You can motion the court if it has not been more than a year since it was entered
RULE 4:50. Relief From Judgment Or Order
4:50-1. Grounds of Motion
On motion, with briefs, and upon such terms as are just, the court may relieve a party or the party's legal representative from a final judgment or order for the following reasons: (a) mistake, inadvertence, surprise, or excusable neglect; (b) newly discovered evidence which would probably alter the judgment or order and which by due diligence could not have been discovered in time to move for a new trial under R. 4:49; (c) fraud (whether heretofore denominated intrinsic or extrinsic), misrepresentation, or other misconduct of an adverse party; (d) the judgment or order is void; (e) the judgment or order has been satisfied, released or discharged, or a prior judgment or order upon which it is based has been reversed or otherwise vacated, or it is no longer equitable that the judgment or order should have prospective application; or (f) any other reason justifying relief from the operation of the judgment or order.

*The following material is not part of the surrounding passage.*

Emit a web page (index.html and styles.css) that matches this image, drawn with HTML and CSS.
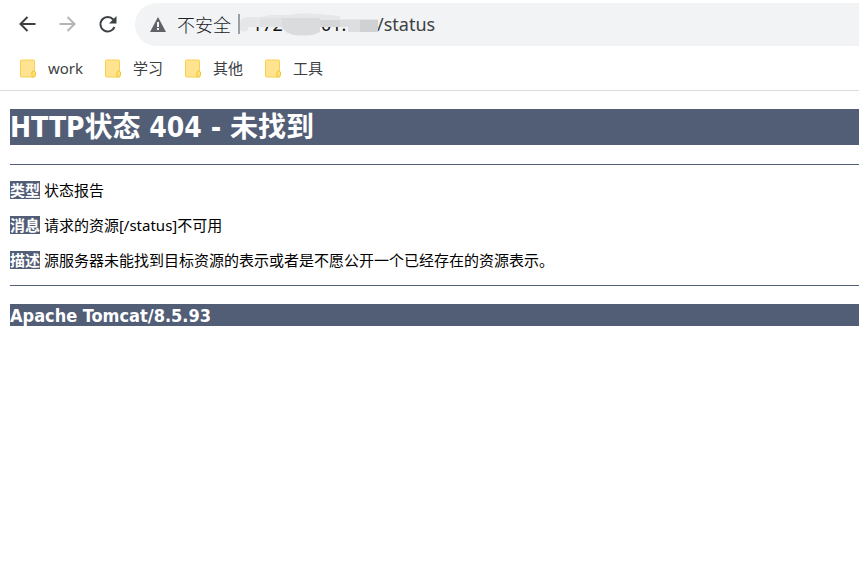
FILE: index.html
```html
<!DOCTYPE html>
<html lang="zh-CN">
<head>
<meta charset="utf-8">
<title>HTTP状态 404 - 未找到</title>
<link rel="stylesheet" href="styles.css">
</head>
<body>
<header class="browser">
  <div class="toolbar">
    <nav class="nav">
      <button class="nav-button" type="button" aria-label="后退"><svg width="20" height="20" viewBox="0 0 20 20"><path d="M17.500 9H2.500M9.500 2L2.500 9L9.500 16"/></svg></button>
      <button class="nav-button" type="button" aria-label="前进" disabled><svg width="20" height="20" viewBox="0 0 20 20"><path d="M1.500 9H16.500M9.500 2L16.500 9L9.500 16"/></svg></button>
      <button class="nav-button" type="button" aria-label="重新加载"><svg width="20" height="20" viewBox="0 0 20 20"><path d="M16.500 12A7.300 7.300 0 1 1 15.300 4.500"/><path class="solid" d="M18.500 1V8.500H11Z"/></svg></button>
    </nav>
    <div class="address">
      <button class="security" type="button">
        <svg width="16" height="15" viewBox="0 0 16 15"><path fill="#5f6368" d="M8 0L16 15H0Z"/><path fill="#f1f3f4" d="M7 5H9V10H7ZM7 11H9V13H7Z"/></svg>
        <span>不安全</span>
      </button>
      <span class="divider"></span>
      <span class="host">
        <span>172</span><span>01.</span>
        <svg class="smudge" width="138" height="26" viewBox="0 0 138 26"><path fill="#f1f3f4" d="M0 0H138V15H0Z"/><path fill="#e5e7e8" d="M0 11Q0 5 8 5H20L30 3H50Q62 0 78 2L100 4V7H138V15H8V18Q4 21 0 18Z"/><path fill="#dfe1e2" d="M20 6H42V15H20Z"/><path fill="#d9dbdc" d="M42 6H80V20Q72 25 54 23Q46 21 42 16Z"/><path fill="#d4d6d7" d="M80 8H100V15H80Z"/><path fill="#dcdedf" d="M100 8H120V20H108V15H100Z"/><path fill="#cfd1d2" d="M120 8H138V20H120Z"/></svg>
      </span>
      <input class="url" type="text" aria-label="地址" value="/status">
    </div>
  </div>
  <nav class="bookmarks">
    <a href="#"><svg width="17" height="19" viewBox="0 0 17 19"><rect x="1.500" y="1" width="14" height="17" rx="1" fill="#ffe391" stroke="#f6d251"/><path d="M13 18V13Q14.500 10.500 16.500 13V16L15.500 18Z" fill="#ffe07a" stroke="#efc72f"/></svg>work</a>
    <a href="#"><svg width="17" height="19" viewBox="0 0 17 19"><rect x="1.500" y="1" width="14" height="17" rx="1" fill="#ffe391" stroke="#f6d251"/><path d="M13 18V13Q14.500 10.500 16.500 13V16L15.500 18Z" fill="#ffe07a" stroke="#efc72f"/></svg>学习</a>
    <a href="#"><svg width="17" height="19" viewBox="0 0 17 19"><rect x="1.500" y="1" width="14" height="17" rx="1" fill="#ffe391" stroke="#f6d251"/><path d="M13 18V13Q14.500 10.500 16.500 13V16L15.500 18Z" fill="#ffe07a" stroke="#efc72f"/></svg>其他</a>
    <a href="#"><svg width="17" height="19" viewBox="0 0 17 19"><rect x="1.500" y="1" width="14" height="17" rx="1" fill="#ffe391" stroke="#f6d251"/><path d="M13 18V13Q14.500 10.500 16.500 13V16L15.500 18Z" fill="#ffe07a" stroke="#efc72f"/></svg>工具</a>
  </nav>
</header>
<main class="report">
  <h1>HTTP状态 404 - 未找到</h1>
  <hr>
  <p><b>类型</b> 状态报告</p>
  <p><b>消息</b> 请求的资源[/status]不可用</p>
  <p><b>描述</b> 源服务器未能找到目标资源的表示或者是不愿公开一个已经存在的资源表示。</p>
  <hr>
  <h3>Apache Tomcat/8.5.93</h3>
</main>
</body>
</html>
```
FILE: styles.css
```css
* { box-sizing: border-box; }
body {
  margin: 0;
  background: #fff;
  color: #000;
  font-family: "Noto Sans", "Noto Sans CJK SC", sans-serif;
}
button, input {
  margin: 0;
  padding: 0;
  border: 0;
  background: none;
  font: inherit;
  color: inherit;
}
svg { display: block; flex: none; }
.browser { border-bottom: 1px solid #dadce0; }
.toolbar {
  display: flex;
  align-items: center;
  padding: 3px 0 0 18px;
}
.nav { display: flex; gap: 20px; }
.nav-button {
  width: 20px;
  height: 20px;
  color: #3c4043;
}
.nav-button:disabled { color: #b3b5b7; }
.nav-button path { fill: none; stroke: currentColor; stroke-width: 2; }
.nav-button .solid { fill: currentColor; stroke: none; }
.address {
  display: flex;
  align-items: center;
  flex: 1;
  height: 43px;
  margin-left: 17px;
  padding: 0 0 1px 15px;
  border-radius: 22px 0 0 22px;
  background: #f1f3f4;
  font-size: 18px;
  color: #3c4043;
}
.security {
  display: flex;
  align-items: center;
  gap: 11px;
  font-family: "Noto Sans CJK SC", sans-serif;
  font-weight: 300;
  color: #202124;
}
.divider {
  width: 2px;
  height: 20px;
  margin-left: 7px;
  background: #9aa0a6;
}
.host {
  position: relative;
  display: flex;
  gap: 38px;
  width: 137px;
  padding-left: 12px;
  color: #111;
}
.smudge { position: absolute; left: 0; top: 0; }
.url { flex: 1; min-width: 0; }
.bookmarks {
  display: flex;
  gap: 21px;
  height: 44px;
  padding-left: 19px;
  align-items: center;
}
.bookmarks a {
  display: flex;
  align-items: center;
  gap: 12px;
  color: #3c4043;
  font-size: 15px;
  line-height: 20px;
  text-decoration: none;
}
.report { padding: 18px 0 0 10px; }
h1, h3 {
  margin: 0;
  padding-top: 2px;
  background: #525d76;
  color: #fff;
  font-family: "DejaVu Sans Condensed", "Noto Sans CJK SC", sans-serif;
}
h1 { font-size: 28px; line-height: 34px; }
h3 { font-size: 18px; line-height: 20px; }
hr {
  height: 1px;
  margin: 19px 0 15px;
  border: 0;
  background: #525d76;
}
p { margin: 0 0 15px; font-size: 15px; line-height: 20px; }
b {
  display: inline-block;
  height: 18px;
  line-height: 18px;
  background: #525d76;
  color: #fff;
}
p + hr { margin: 0 0 18px; }
```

Note: Source-R.R. 4:62-2 (first sentence); amended July 15, 1982 to be effective September 13, 1982; amended July 13, 1994 to be effective September 1, 1994.
4:50-2. Time of Motion
The motion shall be made within a reasonable time, and for reasons (a), (b) and (c) of R. 4:50-1 not more than one year after the judgment, order or proceeding was entered or taken.
Note: Source-R.R. 4:62-2 (second sentence).
4:50-3. Effect of Motion
A motion under R. 4:50 does not suspend the operation of any judgment, order or proceeding or affect the finality of a final judgment, nor does this rule limit the power of a court to set aside a judgment, order or proceeding for fraud upon the court or to entertain an independent action to relieve a party from a judgment, order or proceeding.
If it has been more than a year here Chapter 7 is your only option at this point.